I wouldn't say it's a very bad idea. It's a very good idea... in the long term. Implementing it now would be premature, probably. If all browser vendors got together and agreed to do this once HTTP/2 is implemented and rolling out, however, this would be a great improvement to overall security UI.
(In reply to Dave Garrett from comment #4) > ... in the long term. Implementing it now would be premature Yeah. Promoting HTTPS over plain HTTP is a good cause, but there are still far too many websites that don't support HTTPS at all, or do have the support, but aren't enforcing it (redirecting from http:// to https://). If this bug ever gets fixed, then I think Firefox needs at least a basic functionality of the popular add-on HTTPS Everywhere - i.e. if the address starts with http://, then try to find and load the secure version, and if that fails then make the padlock red/broken. I think the red color is too alarming to the user. It basically screams "Look out, this website is dangerous!". A simple gray broken padlock is enough.
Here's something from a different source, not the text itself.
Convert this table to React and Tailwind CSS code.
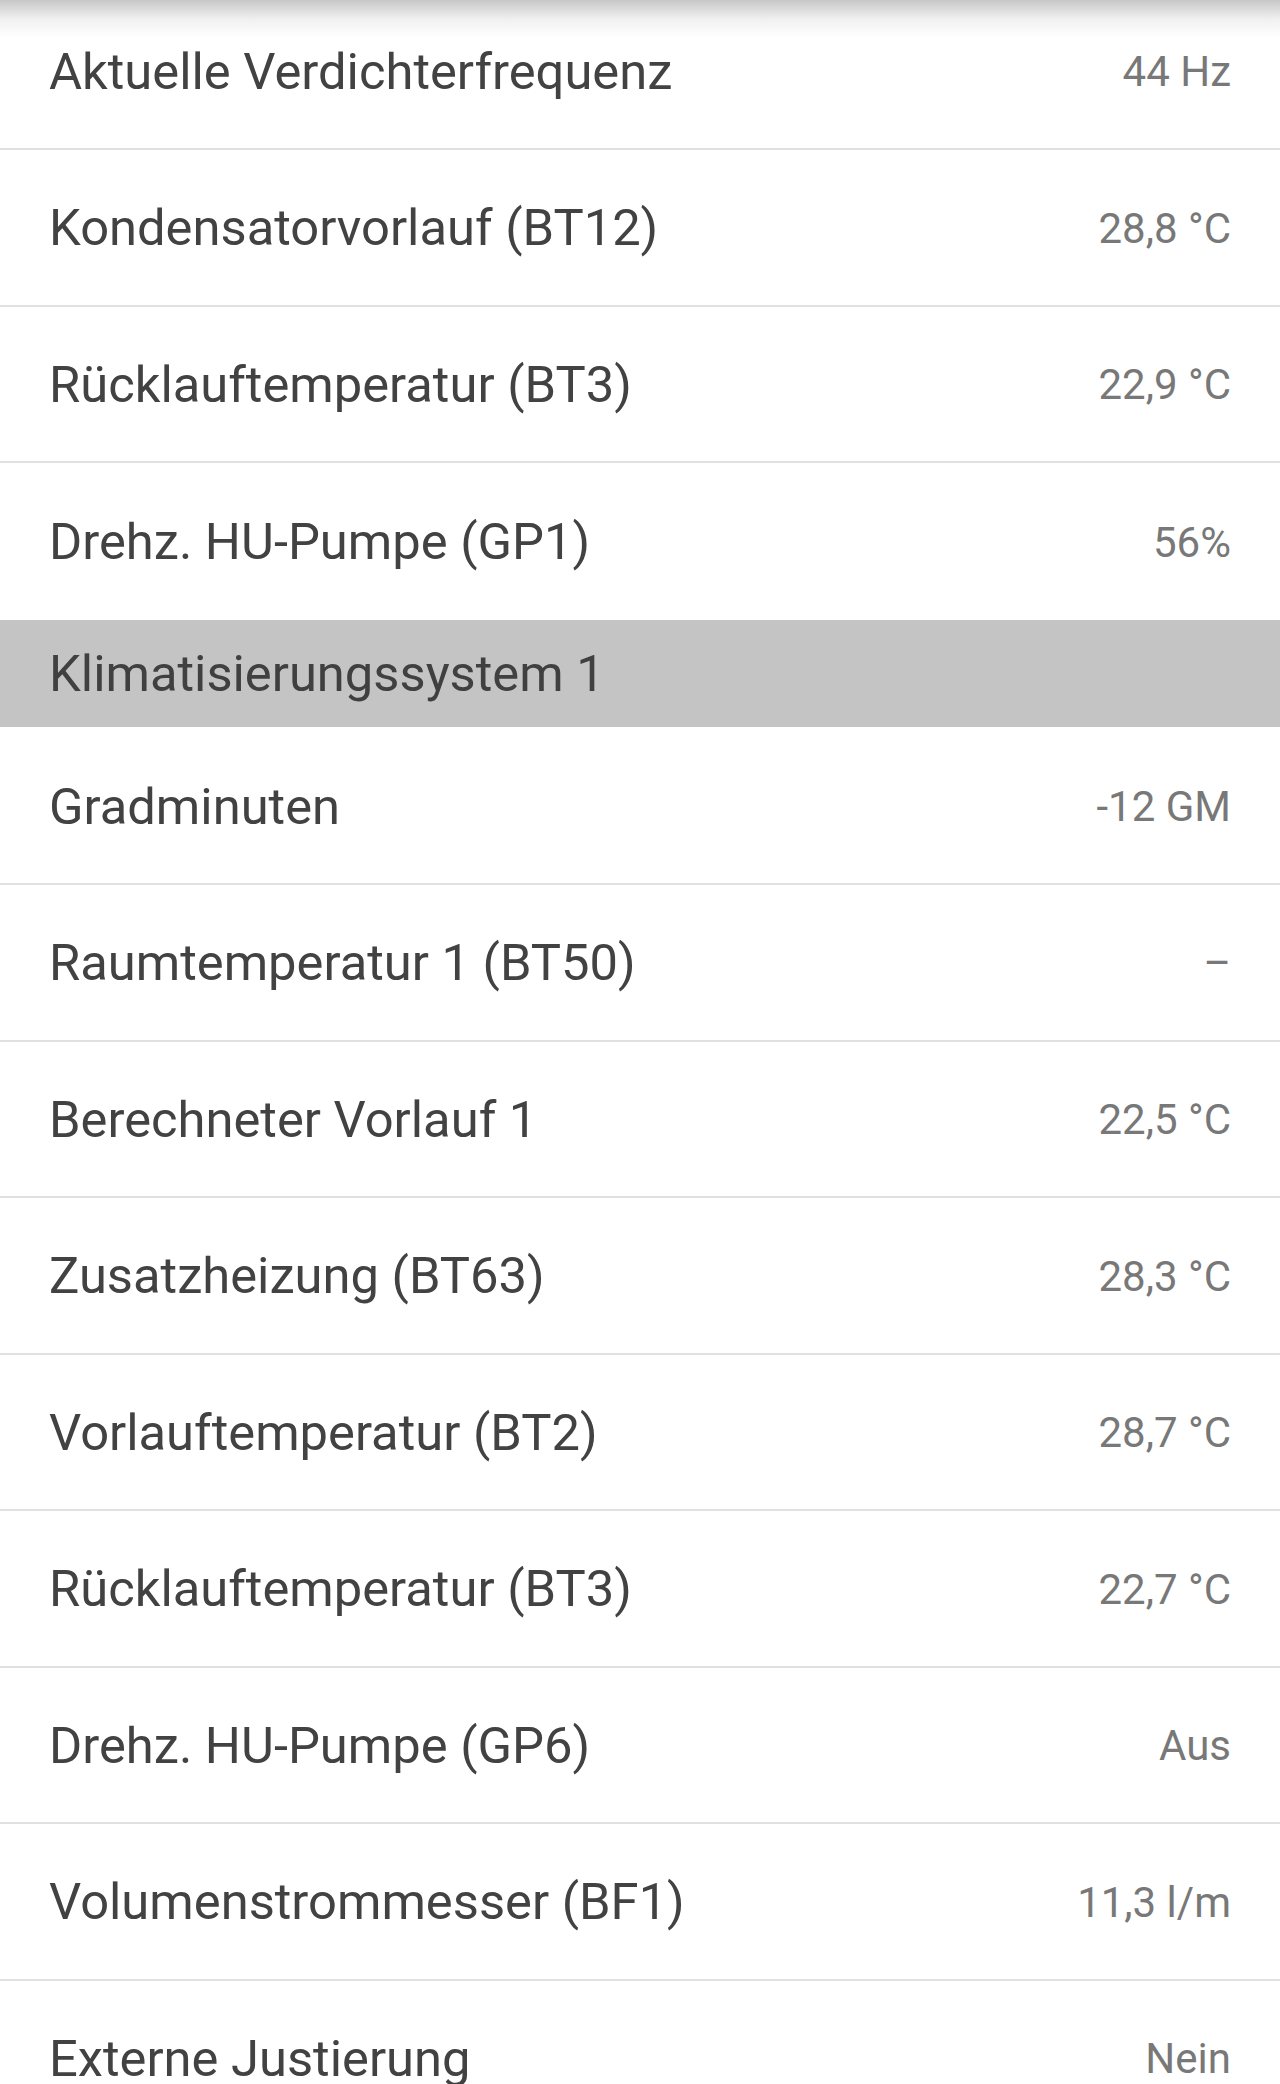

I created this bug because it's time we start treating insecure connections as a Bug. There is so much open wifi available to the modern internet user that a significant portion Firefox users' requests can be sniffed. If that request is insecure, it makes session hijacking, MITM, and metadata attacks trivially easy. Not using https is now simply bad practice and harmful. Mozilla should be a leader and push websites to start securing their connections. Many of the largest websites already default to https, and it's time to start bringing the rest on board. Having negative feedback for insecure connections offers a huge incentive to fixing the larger Bug of insecure connections.
What you definitely *don't* want to do is give the user such negative feedback that they stop noticing when there's a direct problem (insecure HTTPS). A grey unlocked padlock would be a nice way to ease people into the idea that they are browsing a normal website that is insecure.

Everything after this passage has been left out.